INFORMATION PROVIDED
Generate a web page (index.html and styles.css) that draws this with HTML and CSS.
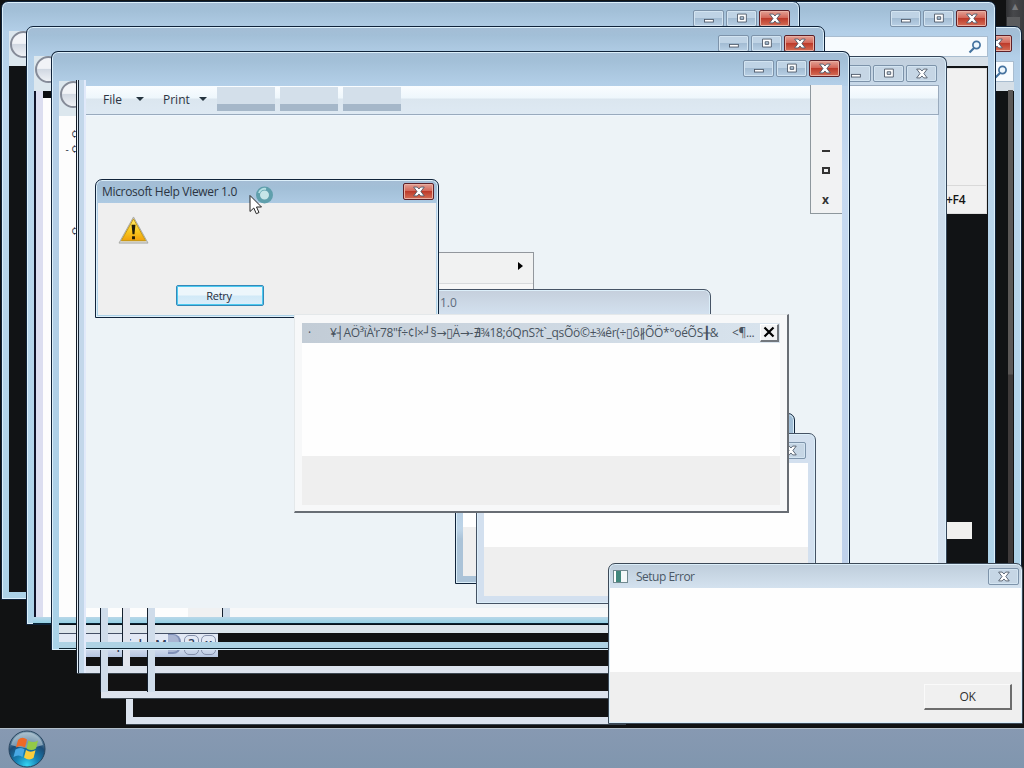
FILE: index.html
```html
<!DOCTYPE html>
<html lang="en">
<head>
  <meta charset="UTF-8">
  <title>Desktop</title>
  <link rel="stylesheet" href="styles.css">
</head>
<body>
  <svg class="defs" width="0" height="0">
    <symbol id="i-min" viewBox="0 0 30 17"><rect x="10.5" y="9.5" width="10" height="3" fill="#fff" stroke="#4b5666"/></symbol>
    <symbol id="i-max" viewBox="0 0 30 17"><path d="M10.5 3.500h10v9h-10z M13.5 6.500v3h4v-3z" fill="#fff" fill-rule="evenodd" stroke="#4b5666"/></symbol>
    <symbol id="i-close" viewBox="0 0 30 17"><path d="M9.500 3.500h4l2 2.200 2-2.200h4l-3.800 5 3.800 5h-4l-2-2.200-2 2.200h-4l3.800-5z" fill="#fff" stroke="#4b5666"/></symbol>
    <symbol id="i-search" viewBox="0 0 14 14"><circle cx="8.500" cy="5" r="3.600" fill="#eef7fd" stroke="#44729f" stroke-width="1.700"/><path d="M6 8 1.500 12.500" stroke="#44729f" stroke-width="2.200"/></symbol>
  </svg>

  <div class="desktop">
    <div class="side-scroll"><span>▲</span></div>
    <div class="side-track"></div>

    <!-- browser windows at the back -->
    <div class="window back-right">
      <div class="captions"><svg class="cap red"><use href="#i-close"/></svg></div>
      <div class="search"><svg><use href="#i-search"/></svg></div>
      <div class="pane dark"></div>
    </div>
    <div class="side-scroll inner"></div>
    <div class="window back-main">
      <div class="captions">
        <svg class="cap"><use href="#i-min"/></svg>
        <svg class="cap"><use href="#i-max"/></svg>
        <svg class="cap red"><use href="#i-close"/></svg>
      </div>
      <div class="search"><svg><use href="#i-search"/></svg></div>
      <div class="pane dark"></div>
    </div>
    <div class="system-menu"><span>+F4</span></div>
    <div class="white-scrap"></div>

    <div class="window cascade one">
      <div class="captions">
        <svg class="cap"><use href="#i-min"/></svg>
        <svg class="cap"><use href="#i-max"/></svg>
        <svg class="cap red"><use href="#i-close"/></svg>
      </div>
      <div class="nav"><i class="back-button"></i></div>
      <div class="pane dark"></div>
    </div>
    <div class="window cascade two">
      <div class="captions">
        <svg class="cap"><use href="#i-min"/></svg>
        <svg class="cap"><use href="#i-max"/></svg>
        <svg class="cap red"><use href="#i-close"/></svg>
      </div>
      <div class="nav"><i class="back-button"></i></div>
      <div class="pane striped"></div>
    </div>

    <!-- leftover frames along the bottom -->
    <div class="trail t3"></div>
    <div class="trail t2"></div>
    <div class="trail t1"></div>
    <div class="old-title"><span class="w1">yr</span><span class="w2">are quick</span><span class="w3">M</span><b></b><i>?</i><i>x</i></div>

    <div class="viewer-bottom"></div>
    <div class="window viewer">
      <div class="captions">
        <svg class="cap"><use href="#i-min"/></svg>
        <svg class="cap"><use href="#i-max"/></svg>
        <svg class="cap"><use href="#i-close"/></svg>
      </div>
      <div class="toolbar">
        <span class="menu-file">File</span><i class="arrow"></i>
        <span class="menu-print">Print</span><i class="arrow"></i>
        <b></b><b></b><b></b>
      </div>
      <div class="pane"></div>
    </div>
    <div class="cross-strip first"></div>
    <div class="cross-strip grey"></div>
    <div class="post p1"></div>
    <div class="post p2"></div>
    <div class="post p3"></div>
    <div class="post p4"></div>

    <div class="window cascade three">
      <div class="captions">
        <svg class="cap"><use href="#i-min"/></svg>
        <svg class="cap"><use href="#i-max"/></svg>
        <svg class="cap red"><use href="#i-close"/></svg>
      </div>
      <div class="nav"><i class="back-button"></i></div>
      <div class="page-edge"><span>¢</span><span>- ¢</span><span>¢</span></div>
    </div>
    <div class="viewer-edge"></div>
    <div class="small-menu"><i class="m-min"></i><i class="m-max"></i><span>x</span></div>

    <div class="submenu"><i></i></div>
    <div class="window ghost-title">1.0</div>
    <div class="window ghost-back"><div class="pane"></div></div>
    <div class="window ghost-front">
      <div class="captions"><svg class="cap"><use href="#i-close"/></svg></div>
      <div class="pane"></div>
    </div>

    <div class="window help-dialog">
      <div class="title">
        <span>Microsoft Help Viewer 1.0</span>
        <svg class="cap red"><use href="#i-close"/></svg>
      </div>
      <div class="dialog-body">
        <svg class="warning" viewBox="0 0 32 30">
          <defs><linearGradient id="gold" x1="0" y1="0" x2="0" y2="1"><stop offset="0" stop-color="#ffe96a"/><stop offset=".6" stop-color="#f8c51c"/><stop offset="1" stop-color="#f0a00c"/></linearGradient></defs>
          <path d="M16 1 31 28H1z" fill="#d9d9d2" stroke="#a8a9a5"/>
          <path d="M16 3 28.500 25.500H3.500z" fill="url(#gold)" stroke="#c5960f"/>
          <path d="M14 9h4l-1 10h-2z M14.500 21h3v3h-3z" fill="#211c08"/>
        </svg>
        <button>Retry</button>
      </div>
    </div>

    <div class="classic-dialog">
      <div class="title"><span class="dot">·</span><span class="garbled">¥┤AÖ³ïÀˈr78"f÷¢l×┘§→▯Ä→-∄¾18;óQnS?t`_qsÕö©±¾êr(÷▯ô∦ÕÖ*°oéÕS╂&amp;</span><span class="more">&lt;¶...</span>
        <div class="classic-close"><svg viewBox="0 0 12 12"><path d="M1.500 1.500l9 9M10.500 1.500l-9 9" stroke="#000" stroke-width="2.200"/></svg></div>
      </div>
      <div class="message"></div>
      <div class="footer"></div>
    </div>

    <div class="window setup-dialog">
      <div class="title">
        <i class="app-icon"></i>
        <span>Setup Error</span>
        <svg class="cap"><use href="#i-close"/></svg>
      </div>
      <div class="message"></div>
      <div class="footer"><button>OK</button></div>
    </div>

    <svg class="cursor" viewBox="0 0 28 30">
      <circle cx="16.500" cy="10" r="6.500" fill="#c6e5e8" stroke="#5f9fac" stroke-width="4"/>
      <path d="M11 8a6 6 0 0 1 7-4" fill="none" stroke="#b5e0e4" stroke-width="2"/>
      <path d="M2 10.500v16l3.800-3.500 2.500 5.700 2.700-1.200-2.500-5.500h5z" fill="#fff" stroke="#222"/>
    </svg>

    <div class="taskbar">
      <svg class="orb" viewBox="0 0 38 38">
        <defs>
          <radialGradient id="orb" cx=".5" cy=".95" r=".9"><stop offset="0" stop-color="#36d5f2"/><stop offset=".35" stop-color="#1681b4"/><stop offset=".7" stop-color="#1c4c76"/><stop offset="1" stop-color="#7f9db2"/></radialGradient>
        </defs>
        <circle cx="19" cy="19" r="18" fill="url(#orb)" stroke="#27445e"/>
        <path d="M3 15a16.500 16.500 0 0 1 32 0q-16 6-32 0z" fill="#d5e3e9" opacity=".5"/>
        <path d="M10 10q4-4 9-.5L17 17.500q-4.500-3-9 0z" fill="#ee6a27"/>
        <path d="M20.500 10.500q4.500 3 9.500 0L28 18.500q-4.500 3-9.500 0z" fill="#93c947"/>
        <path d="M7.500 19.500q4.500-3 9-.2L14.500 27q-4-3-9 0z" fill="#48a8e4"/>
        <path d="M18 20q4.500 3.200 9.500.2L25.500 28q-4.500 3-9.500-.5z" fill="#fccd3c"/>
      </svg>
    </div>
  </div>
</body>
</html>
```
FILE: styles.css
```css
:root {
  --edge: #10233a;
  --face: #efefef;
}

* {
  box-sizing: border-box;
}

body {
  margin: 0;
  overflow: hidden;
  font-family: "Open Sans", "Noto Sans", "DejaVu Sans", sans-serif;
  font-size: 12px;
  color: #2b3442;
}

.defs {
  position: absolute;
}

.desktop {
  position: relative;
  width: 1024px;
  height: 768px;
  overflow: hidden;
  background: #111213;
}

/* every window sits freely on the desktop */
.window {
  position: absolute;
  display: flex;
  flex-direction: column;
  padding: 0 7px 7px;
  border: 1px solid var(--edge);
  border-radius: 7px 7px 0 0;
  box-shadow: inset 0 0 0 1px #dceffa;
  background: linear-gradient(#a5bdd5, #a2bfd7 8px, #b3cfe8 30px, #bcd6ec 100px, #acd2e8);
}
.captions {
  display: flex;
  flex: none;
  justify-content: flex-end;
  gap: 2px;
  height: 34px;
  padding: 8px 1px 0 0;
}
.cap {
  flex: none;
  width: 31px;
  height: 17px;
  border: 1px solid #7d93aa;
  border-radius: 2px;
  background: linear-gradient(#bfd3e5 45%, #a3bcd3 50%, #b9d0e5);
  box-shadow: inset 0 0 0 1px #d3e4f1;
}
.cap.red {
  border-color: #5d2028;
  background: linear-gradient(#e3a195, #d3685a 45%, #bd3b2b 50%, #d56e56);
  box-shadow: inset 0 0 0 1px #e9b0a3;
}
.pane {
  flex: 1;
}
.pane.dark {
  background: #111315;
}
.nav {
  flex: none;
  height: 30px;
  background: #dce7ee;
}
.back-button {
  display: block;
  width: 27px;
  height: 27px;
  border: 2px solid #858b98;
  border-radius: 50%;
  margin-left: 1px;
  background: linear-gradient(#f1f3f7 45%, #d1d8e2 50%, #eef1f5);
}

/* right hand side */
.side-scroll {
  position: absolute;
  left: 1006px;
  top: 0;
  width: 18px;
  height: 40px;
  background: linear-gradient(90deg, #303134, #47484b 40%, #3a3b3e);
  color: #77797c;
  font-size: 8px;
  text-align: center;
}
.side-scroll.inner {
  left: 1008px;
  top: 90px;
  width: 5px;
  height: 475px;
  background: linear-gradient(#5b5857 284px, #3f3b3b 285px);
}
.side-track {
  position: absolute;
  left: 1007px;
  top: 17px;
  width: 13px;
  height: 20px;
  background: #5b5c5e;
}
.back-right {
  left: 300px;
  top: 26px;
  width: 722px;
  height: 620px;
}
.search {
  flex: none;
  display: flex;
  align-items: center;
  justify-content: flex-end;
  height: 21px;
  margin-bottom: 9px;
  padding-right: 5px;
  border: 1px solid #a9bdd0;
  background: #f7fbfe;
  box-shadow: 0 9px 0 #d6dfe7;
}
.search svg {
  width: 14px;
  height: 14px;
}
.back-right .captions {
  padding-right: 2px;
}
.back-main {
  left: 300px;
  top: 1px;
  width: 696px;
  height: 650px;
}
.system-menu {
  position: absolute;
  left: 940px;
  top: 68px;
  width: 47px;
  height: 146px;
  display: flex;
  flex-direction: column;
  justify-content: flex-end;
  border: 1px solid #dedede;
  background: #f1f1f1;
  color: #151515;
  font-weight: 600;
  font-size: 12px;
}
.system-menu span {
  height: 28px;
  padding-left: 5px;
  border-top: 1px solid #d9d9d9;
  line-height: 27px;
  letter-spacing: -0.3px;
}
.white-scrap {
  position: absolute;
  left: 946px;
  top: 522px;
  width: 26px;
  height: 17px;
  background: #f0f0ee;
}

/* cascaded copies */
.cascade {
  width: 799px;
  height: 599px;
}
.one {
  left: 1px;
  top: 1px;
}
.two {
  left: 26px;
  top: 26px;
}
.cascade .captions {
  height: 29px;
  padding-right: 2px;
}
.one .nav,
.two .nav {
  height: 35px;
}
.striped {
  background: linear-gradient(90deg, #10142a 2px, #dcdef0 2px, #dcdef0 9px, transparent 9px), linear-gradient(#0b0d10 7px, #fdfdfd 7px);
}
.three {
  left: 51px;
  top: 51px;
  padding: 0;
  border-bottom: 0;
  background:
    linear-gradient(#a5bdd5, #a2bfd7 8px, #b3cfe8 33px) 0 0 / 100% 34px no-repeat,
    linear-gradient(#b4cee6, #b4cee6 30%, #a9d2e8) 0 0 / 7px 100% no-repeat,
    linear-gradient(#b4cee6, #c7daf1 120px, #bdcfe9) 100% 0 / 7px 100% no-repeat,
    linear-gradient(#aed2e4 6px, #0b2230 6px) 0 100% / 100% 8px no-repeat;
}
.cascade.three .captions {
  padding-right: 9px;
}
.three .nav {
  width: 18px;
  height: 35px;
  margin-left: 7px;
  overflow: hidden;
}
.page-edge {
  width: 18px;
  height: 494px;
  margin-left: 7px;
  padding-top: 11px;
  background: #fdfdfd;
  font-size: 10px;
  line-height: 15px;
  text-align: right;
}
.page-edge span {
  display: block;
}
.page-edge span:last-child {
  padding-top: 67px;
}

/* window remains below the viewer */
.trail {
  position: absolute;
  border: solid #dce3ee;
  border-width: 0 0 7px 7px;
  background: #121213;
  box-shadow: 0 1px 0 #3c4650;
}
.t1 {
  left: 77px;
  top: 600px;
  width: 600px;
  height: 73px;
}
.t2 {
  left: 101px;
  top: 600px;
  width: 600px;
  height: 98px;
}
.t3 {
  left: 126px;
  top: 600px;
  width: 500px;
  height: 124px;
}
.old-title {
  position: absolute;
  left: 58px;
  top: 633px;
  width: 160px;
  height: 24px;
  display: flex;
  align-items: flex-start;
  border-top: 1px solid #445066;
  background: linear-gradient(#e2e9f5 10px, #b5c5e1);
  clip-path: polygon(0 0, 100% 0, 100% 100%, 27px 100%, 27px 16px, 0 16px);
  color: #34415c;
  font-size: 13px;
  font-weight: 600;
  line-height: 20px;
}
.w1 {
  width: 30px;
}
.w2 {
  width: 67px;
}
.w3 {
  width: 13px;
}
.old-title b {
  width: 13px;
  height: 20px;
  margin-right: 3px;
  border: solid #7f8fb7;
  border-width: 1px 2px 2px 0;
  border-radius: 0 8px 8px 0;
  background: #a9b5d2;
}
.old-title i {
  width: 15px;
  height: 20px;
  margin: 1px 2px 0 0;
  border: 1px solid #8591ac;
  border-radius: 5px;
  font-style: normal;
  line-height: 15px;
  text-align: center;
}
.viewer-bottom {
  position: absolute;
  left: 85px;
  top: 608px;
  width: 600px;
  height: 9px;
  background: linear-gradient(90deg, #fdfdfd 103px, #f0f1f2 103px, #f0f1f2 137px, #f7f8f9 145px);
}
.viewer {
  left: 76px;
  top: 56px;
  width: 871px;
  height: 552px;
  padding-bottom: 0;
  border-color: #344458;
  border-bottom: 0;
  background: linear-gradient(#c1cfdd, #c8d9e9 30px, #d8e4f1);
}
.viewer .captions {
  height: 28px;
  padding-right: 2px;
}
.viewer .cap,
.ghost-front .cap,
.setup-dialog .cap {
  background: #c6d6e5;
}
.toolbar {
  flex: none;
  display: flex;
  height: 30px;
  border: 1px solid #99aabd;
  padding-left: 18px;
  background: linear-gradient(#fafdff, #eef7fc 12px, #dbe6ef 13px, #dee9f3);
  line-height: 28px;
}
.toolbar .menu-file {
  width: 33px;
}
.toolbar .menu-print {
  width: 36px;
}
.toolbar .arrow {
  margin: 11px 19px 0 0;
  border: 4px solid transparent;
  border-top-color: #25343f;
  height: 4px;
}
.toolbar .arrow + b {
  margin-left: -9px;
}
.toolbar b {
  width: 58px;
  height: 24px;
  margin: 1px 5px 0 0;
  background: linear-gradient(#d3dfea 17px, #a5b7c9 17px);
}
.viewer .pane {
  margin-right: 1px;
  border: solid #eff7ff;
  border-width: 1px 1px 0;
  background: #edf3f7;
}
.cross-strip {
  position: absolute;
  left: 33px;
  top: 617px;
  width: 650px;
  height: 7px;
  background: linear-gradient(#b9d7e8, #95d1e5 6px, #082334 6px);
}
.cross-strip.grey {
  left: 59px;
  top: 624px;
  height: 9px;
  background: linear-gradient(#08121a 1px, #dce5ec 1px);
}
.post {
  position: absolute;
  top: 608px;
  width: 8px;
  border-left: 1px solid #15202e;
  background: #cfdcea;
}
.p1 {
  left: 100px;
  height: 84px;
}
.p2 {
  left: 122px;
  height: 58px;
  background: #e1e5ee;
}
.p3 {
  left: 147px;
  height: 84px;
}
.p4 {
  left: 222px;
  height: 9px;
}
.viewer-edge {
  position: absolute;
  left: 76px;
  top: 80px;
  width: 10px;
  height: 593px;
  border-left: 1px solid #111a26;
  background: linear-gradient(90deg, #e5eff7 1px, #182534 1px, #182534 2px, #c3d7ea 2px, #c3d7ea 7px, #e1e9fa 7px);
}
.small-menu {
  position: absolute;
  left: 810px;
  top: 85px;
  width: 32px;
  height: 129px;
  display: flex;
  flex-direction: column;
  align-items: center;
  padding: 65px 2px 0 0;
  border: solid #8e979d;
  border-width: 0 0 1px 1px;
  background: #f1f2f3;
}
.m-min {
  width: 8px;
  height: 2px;
  background: #333;
}
.m-max {
  width: 8px;
  height: 7px;
  margin: 15px 0 20px;
  border: 2px solid #333;
}
.small-menu span {
  color: #333;
  font-weight: 700;
  line-height: 12px;
}

/* ghosts behind the dialogs */
.submenu {
  position: absolute;
  left: 400px;
  top: 252px;
  width: 134px;
  height: 40px;
  border: 1px solid #92979d;
  background: linear-gradient(#f1f2f2 30px, #d8dadc 30px, #d8dadc 31px, #f7f7f7 31px);
}
.submenu i {
  display: block;
  margin: 9px 0 0 117px;
  width: 4px;
  border: 4px solid transparent;
  border-left: 5px solid #000;
  border-right: 0;
}
.ghost-title {
  left: 400px;
  top: 289px;
  width: 311px;
  height: 60px;
  padding: 4px 0 0 39px;
  border-color: #465466;
  background: linear-gradient(#c5cfdc, #d4e2f0 26px);
  color: #606c7d;
}
.ghost-back {
  left: 455px;
  top: 413px;
  width: 340px;
  height: 171px;
  padding-top: 28px;
  background: linear-gradient(#9fbcd5, #bdd4e8 115px, #abc3d8 125px);
}
.ghost-back .pane {
  background: linear-gradient(#fff 85px, #efefef 85px);
}
.ghost-front {
  left: 476px;
  top: 433px;
  width: 340px;
  height: 171px;
  border-color: #455264;
  background: #d3e0ef;
}
.ghost-front .captions {
  height: 29px;
  padding-right: 2px;
}
.ghost-front .pane {
  background: linear-gradient(#fefefe 84px, #efefef 84px);
}

.title {
  display: flex;
  flex: none;
}
.help-dialog {
  left: 95px;
  top: 179px;
  width: 344px;
  height: 139px;
  padding: 0 2px 2px;
}
.help-dialog .title {
  height: 23px;
  justify-content: space-between;
  padding: 3px 2px 0 4px;
  line-height: 18px;
  letter-spacing: -0.32px;
}
.dialog-body {
  flex: 1;
  display: flex;
  flex-direction: column;
  padding: 13px 0 0 20px;
  background: var(--face);
}
.warning {
  width: 31px;
  height: 29px;
}
.help-dialog button {
  width: 88px;
  height: 21px;
  margin: 40px 0 0 58px;
  padding: 0 2px 0 0;
  border: 1px solid #3688b8;
  border-radius: 2px;
  background: linear-gradient(#edf6fb 48%, #d1e9f7 52%, #dceefa);
  box-shadow: inset 0 0 0 1px #4bcaf0;
  color: #1e2c3c;
  font: 11px "Open Sans", sans-serif;
  letter-spacing: -0.3px;
}

.classic-dialog {
  position: absolute;
  left: 294px;
  top: 314px;
  width: 495px;
  height: 199px;
  display: flex;
  flex-direction: column;
  padding: 8px 7px 6px;
  border: solid #e4e8ea;
  border-width: 1px 2px 2px 1px;
  border-right-color: #686d74;
  border-bottom-color: #686d74;
  background: #f7f8f9;
}
.classic-dialog .title {
  height: 20px;
  align-items: center;
  padding-bottom: 1px;
  background: linear-gradient(90deg, #c2ccd6, #d9e4ee);
  color: #48535e;
  line-height: 18px;
  white-space: nowrap;
}
.dot {
  width: 28px;
  padding-left: 6px;
}
.garbled {
  width: 402px;
  letter-spacing: -0.3px;
}
.more {
  width: 28px;
  letter-spacing: -0.4px;
}
.classic-close {
  display: flex;
  align-items: center;
  justify-content: center;
  width: 19px;
  height: 18px;
  border: solid #fff;
  border-width: 1px 2px 2px 1px;
  border-right-color: #72777d;
  border-bottom-color: #72777d;
  background: #f1f2f3;
}
.classic-close svg {
  width: 12px;
  height: 12px;
}
.message {
  flex: none;
  height: 113px;
  background: #fefefe;
}
.footer {
  flex: 1;
  background: var(--face);
}

.setup-dialog {
  left: 608px;
  top: 563px;
  width: 415px;
  height: 161px;
  padding: 0 1px 1px;
  border-color: #3c4957;
  background: linear-gradient(#becddb, #d4e2ef 24px);
}
.setup-dialog .title {
  height: 24px;
  align-items: center;
  padding: 0 2px 0 3px;
  color: #4b5866;
}
.setup-dialog .title span {
  flex: 1;
  padding-left: 8px;
  letter-spacing: -0.5px;
}
.app-icon {
  width: 15px;
  height: 13px;
  border: 1px solid #718990;
  background: linear-gradient(90deg, #fff 2px, #42877d 2px, #42877d 7px, #f4f8f9 7px);
}
.setup-dialog .message {
  height: 84px;
}
.setup-dialog .footer {
  display: flex;
  justify-content: flex-end;
  align-items: flex-start;
  padding: 12px 9px 0 0;
}
.setup-dialog button {
  width: 88px;
  height: 26px;
  border: solid #fafafa;
  border-width: 1px 2px 2px 1px;
  border-right-color: #6d6d6d;
  border-bottom-color: #6d6d6d;
  background: #f0f0f0;
  color: #303030;
  font: 12px "Open Sans", sans-serif;
  letter-spacing: -0.4px;
}

.cursor {
  position: absolute;
  left: 248px;
  top: 185px;
  width: 28px;
  height: 30px;
}
.taskbar {
  position: absolute;
  left: 0;
  top: 728px;
  width: 1024px;
  height: 40px;
  padding: 1px 8px;
  border-top: 1px solid #b2bfca;
  background: linear-gradient(#8799b2, #8096ae);
}
.orb {
  display: block;
  width: 38px;
  height: 38px;
}
```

EXERCISE OBJECTIVE
Pull out all lines from the listing that contain the string "index".

OUTPUT OF THE EXERCISE
Generate a web page (index.html and styles.css) that draws this with HTML and CSS.
FILE: index.html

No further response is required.